** start of SUPPLIED RECORDS **

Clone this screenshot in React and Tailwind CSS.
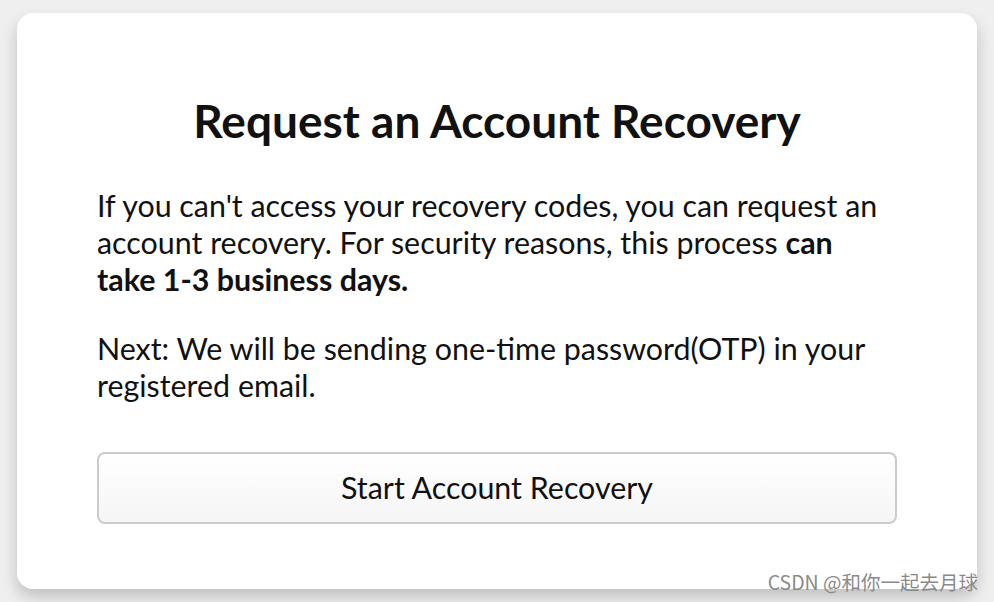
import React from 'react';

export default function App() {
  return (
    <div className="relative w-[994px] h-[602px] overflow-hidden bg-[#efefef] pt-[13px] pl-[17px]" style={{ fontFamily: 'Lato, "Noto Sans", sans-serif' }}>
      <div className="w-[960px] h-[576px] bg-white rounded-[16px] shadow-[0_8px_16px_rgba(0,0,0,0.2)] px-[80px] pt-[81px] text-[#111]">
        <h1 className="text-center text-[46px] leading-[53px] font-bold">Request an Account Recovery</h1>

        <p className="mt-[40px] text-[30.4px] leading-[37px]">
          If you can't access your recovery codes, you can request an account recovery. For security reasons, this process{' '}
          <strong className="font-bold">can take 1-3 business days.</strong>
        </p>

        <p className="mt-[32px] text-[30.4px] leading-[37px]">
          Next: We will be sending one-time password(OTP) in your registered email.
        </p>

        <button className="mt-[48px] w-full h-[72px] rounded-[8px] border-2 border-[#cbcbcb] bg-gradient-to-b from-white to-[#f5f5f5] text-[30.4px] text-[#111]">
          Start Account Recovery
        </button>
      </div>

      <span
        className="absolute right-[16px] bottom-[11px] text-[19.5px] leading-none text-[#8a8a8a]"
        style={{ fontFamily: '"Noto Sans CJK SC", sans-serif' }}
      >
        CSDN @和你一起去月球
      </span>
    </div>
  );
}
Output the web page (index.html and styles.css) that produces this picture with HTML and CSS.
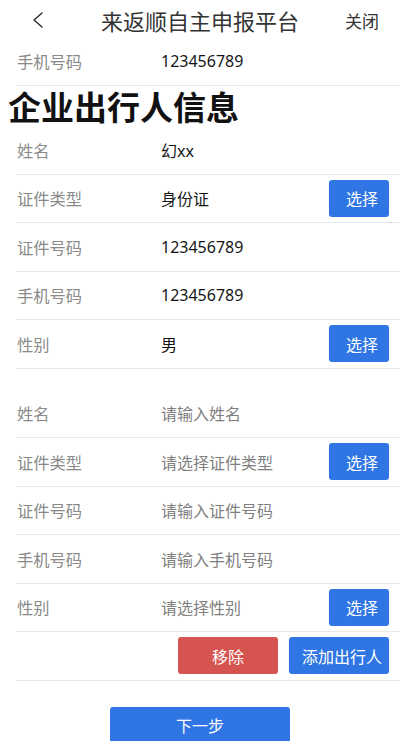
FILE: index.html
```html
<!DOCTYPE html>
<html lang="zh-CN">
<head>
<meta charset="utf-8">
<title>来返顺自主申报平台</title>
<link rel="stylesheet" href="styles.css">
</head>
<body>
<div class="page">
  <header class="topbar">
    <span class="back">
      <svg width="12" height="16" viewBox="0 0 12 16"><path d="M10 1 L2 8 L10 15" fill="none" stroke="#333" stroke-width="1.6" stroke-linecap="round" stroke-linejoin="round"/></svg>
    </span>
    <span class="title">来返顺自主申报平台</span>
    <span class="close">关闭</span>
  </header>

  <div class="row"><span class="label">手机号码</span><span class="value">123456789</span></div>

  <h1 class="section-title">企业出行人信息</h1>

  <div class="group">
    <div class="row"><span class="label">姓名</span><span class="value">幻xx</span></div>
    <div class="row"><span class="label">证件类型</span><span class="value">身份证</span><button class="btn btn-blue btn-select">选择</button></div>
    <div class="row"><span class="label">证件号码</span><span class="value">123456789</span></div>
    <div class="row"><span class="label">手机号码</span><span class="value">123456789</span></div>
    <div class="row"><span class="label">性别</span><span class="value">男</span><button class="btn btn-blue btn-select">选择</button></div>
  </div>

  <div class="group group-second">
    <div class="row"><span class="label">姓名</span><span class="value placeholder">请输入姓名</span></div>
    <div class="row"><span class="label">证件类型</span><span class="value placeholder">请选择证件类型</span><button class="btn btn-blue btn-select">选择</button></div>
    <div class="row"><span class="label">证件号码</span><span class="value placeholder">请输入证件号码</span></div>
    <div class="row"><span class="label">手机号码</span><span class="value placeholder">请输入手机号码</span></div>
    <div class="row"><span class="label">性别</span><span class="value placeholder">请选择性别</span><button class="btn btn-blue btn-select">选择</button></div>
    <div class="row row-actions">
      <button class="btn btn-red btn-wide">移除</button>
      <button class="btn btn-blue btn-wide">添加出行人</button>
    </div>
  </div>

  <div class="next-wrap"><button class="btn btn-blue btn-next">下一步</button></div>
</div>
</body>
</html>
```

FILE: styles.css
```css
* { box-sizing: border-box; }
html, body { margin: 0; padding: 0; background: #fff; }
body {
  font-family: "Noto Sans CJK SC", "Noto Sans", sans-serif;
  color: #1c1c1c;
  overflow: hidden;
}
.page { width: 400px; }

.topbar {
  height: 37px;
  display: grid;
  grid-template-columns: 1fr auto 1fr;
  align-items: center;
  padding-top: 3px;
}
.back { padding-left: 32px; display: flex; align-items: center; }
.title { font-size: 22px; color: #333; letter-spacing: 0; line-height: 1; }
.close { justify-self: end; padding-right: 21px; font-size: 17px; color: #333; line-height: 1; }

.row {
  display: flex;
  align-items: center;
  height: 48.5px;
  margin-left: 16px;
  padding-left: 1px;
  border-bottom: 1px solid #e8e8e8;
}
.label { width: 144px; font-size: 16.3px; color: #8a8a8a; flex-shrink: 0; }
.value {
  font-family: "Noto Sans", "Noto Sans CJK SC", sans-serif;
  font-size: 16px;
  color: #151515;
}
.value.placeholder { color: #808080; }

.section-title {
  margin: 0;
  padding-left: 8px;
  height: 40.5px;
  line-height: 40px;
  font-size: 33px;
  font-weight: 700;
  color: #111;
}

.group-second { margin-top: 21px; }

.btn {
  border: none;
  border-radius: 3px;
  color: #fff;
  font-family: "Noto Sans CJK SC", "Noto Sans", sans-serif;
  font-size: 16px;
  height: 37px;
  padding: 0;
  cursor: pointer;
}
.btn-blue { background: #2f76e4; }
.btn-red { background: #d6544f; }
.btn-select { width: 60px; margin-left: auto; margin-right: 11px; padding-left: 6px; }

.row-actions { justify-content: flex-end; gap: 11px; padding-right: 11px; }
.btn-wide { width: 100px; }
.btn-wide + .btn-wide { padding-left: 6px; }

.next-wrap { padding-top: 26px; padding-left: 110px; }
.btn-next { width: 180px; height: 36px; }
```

** end of SUPPLIED RECORDS **

> _WORK TO BE COMPLETED_: Without the pictures, return the entries exactly as they appear.

> _EXERCISE RESPONSE_:
Clone this screenshot in React and Tailwind CSS.
import React from 'react';

export default function App() {
  return (
    <div className="relative w-[994px] h-[602px] overflow-hidden bg-[#efefef] pt-[13px] pl-[17px]" style={{ fontFamily: 'Lato, "Noto Sans", sans-serif' }}>
      <div className="w-[960px] h-[576px] bg-white rounded-[16px] shadow-[0_8px_16px_rgba(0,0,0,0.2)] px-[80px] pt-[81px] text-[#111]">
        <h1 className="text-center text-[46px] leading-[53px] font-bold">Request an Account Recovery</h1>

        <p className="mt-[40px] text-[30.4px] leading-[37px]">
          If you can't access your recovery codes, you can request an account recovery. For security reasons, this process{' '}
          <strong className="font-bold">can take 1-3 business days.</strong>
        </p>

        <p className="mt-[32px] text-[30.4px] leading-[37px]">
          Next: We will be sending one-time password(OTP) in your registered email.
        </p>

        <button className="mt-[48px] w-full h-[72px] rounded-[8px] border-2 border-[#cbcbcb] bg-gradient-to-b from-white to-[#f5f5f5] text-[30.4px] text-[#111]">
          Start Account Recovery
        </button>
      </div>

      <span
        className="absolute right-[16px] bottom-[11px] text-[19.5px] leading-none text-[#8a8a8a]"
        style={{ fontFamily: '"Noto Sans CJK SC", sans-serif' }}
      >
        CSDN @和你一起去月球
      </span>
    </div>
  );
}
Output the web page (index.html and styles.css) that produces this picture with HTML and CSS.
FILE: index.html
```html
<!DOCTYPE html>
<html lang="zh-CN">
<head>
<meta charset="utf-8">
<title>来返顺自主申报平台</title>
<link rel="stylesheet" href="styles.css">
</head>
<body>
<div class="page">
  <header class="topbar">
    <span class="back">
      <svg width="12" height="16" viewBox="0 0 12 16"><path d="M10 1 L2 8 L10 15" fill="none" stroke="#333" stroke-width="1.6" stroke-linecap="round" stroke-linejoin="round"/></svg>
    </span>
    <span class="title">来返顺自主申报平台</span>
    <span class="close">关闭</span>
  </header>

  <div class="row"><span class="label">手机号码</span><span class="value">123456789</span></div>

  <h1 class="section-title">企业出行人信息</h1>

  <div class="group">
    <div class="row"><span class="label">姓名</span><span class="value">幻xx</span></div>
    <div class="row"><span class="label">证件类型</span><span class="value">身份证</span><button class="btn btn-blue btn-select">选择</button></div>
    <div class="row"><span class="label">证件号码</span><span class="value">123456789</span></div>
    <div class="row"><span class="label">手机号码</span><span class="value">123456789</span></div>
    <div class="row"><span class="label">性别</span><span class="value">男</span><button class="btn btn-blue btn-select">选择</button></div>
  </div>

  <div class="group group-second">
    <div class="row"><span class="label">姓名</span><span class="value placeholder">请输入姓名</span></div>
    <div class="row"><span class="label">证件类型</span><span class="value placeholder">请选择证件类型</span><button class="btn btn-blue btn-select">选择</button></div>
    <div class="row"><span class="label">证件号码</span><span class="value placeholder">请输入证件号码</span></div>
    <div class="row"><span class="label">手机号码</span><span class="value placeholder">请输入手机号码</span></div>
    <div class="row"><span class="label">性别</span><span class="value placeholder">请选择性别</span><button class="btn btn-blue btn-select">选择</button></div>
    <div class="row row-actions">
      <button class="btn btn-red btn-wide">移除</button>
      <button class="btn btn-blue btn-wide">添加出行人</button>
    </div>
  </div>

  <div class="next-wrap"><button class="btn btn-blue btn-next">下一步</button></div>
</div>
</body>
</html>
```

FILE: styles.css
```css
* { box-sizing: border-box; }
html, body { margin: 0; padding: 0; background: #fff; }
body {
  font-family: "Noto Sans CJK SC", "Noto Sans", sans-serif;
  color: #1c1c1c;
  overflow: hidden;
}
.page { width: 400px; }

.topbar {
  height: 37px;
  display: grid;
  grid-template-columns: 1fr auto 1fr;
  align-items: center;
  padding-top: 3px;
}
.back { padding-left: 32px; display: flex; align-items: center; }
.title { font-size: 22px; color: #333; letter-spacing: 0; line-height: 1; }
.close { justify-self: end; padding-right: 21px; font-size: 17px; color: #333; line-height: 1; }

.row {
  display: flex;
  align-items: center;
  height: 48.5px;
  margin-left: 16px;
  padding-left: 1px;
  border-bottom: 1px solid #e8e8e8;
}
.label { width: 144px; font-size: 16.3px; color: #8a8a8a; flex-shrink: 0; }
.value {
  font-family: "Noto Sans", "Noto Sans CJK SC", sans-serif;
  font-size: 16px;
  color: #151515;
}
.value.placeholder { color: #808080; }

.section-title {
  margin: 0;
  padding-left: 8px;
  height: 40.5px;
  line-height: 40px;
  font-size: 33px;
  font-weight: 700;
  color: #111;
}

.group-second { margin-top: 21px; }

.btn {
  border: none;
  border-radius: 3px;
  color: #fff;
  font-family: "Noto Sans CJK SC", "Noto Sans", sans-serif;
  font-size: 16px;
  height: 37px;
  padding: 0;
  cursor: pointer;
}
.btn-blue { background: #2f76e4; }
.btn-red { background: #d6544f; }
.btn-select { width: 60px; margin-left: auto; margin-right: 11px; padding-left: 6px; }

.row-actions { justify-content: flex-end; gap: 11px; padding-right: 11px; }
.btn-wide { width: 100px; }
.btn-wide + .btn-wide { padding-left: 6px; }

.next-wrap { padding-top: 26px; padding-left: 110px; }
.btn-next { width: 180px; height: 36px; }
```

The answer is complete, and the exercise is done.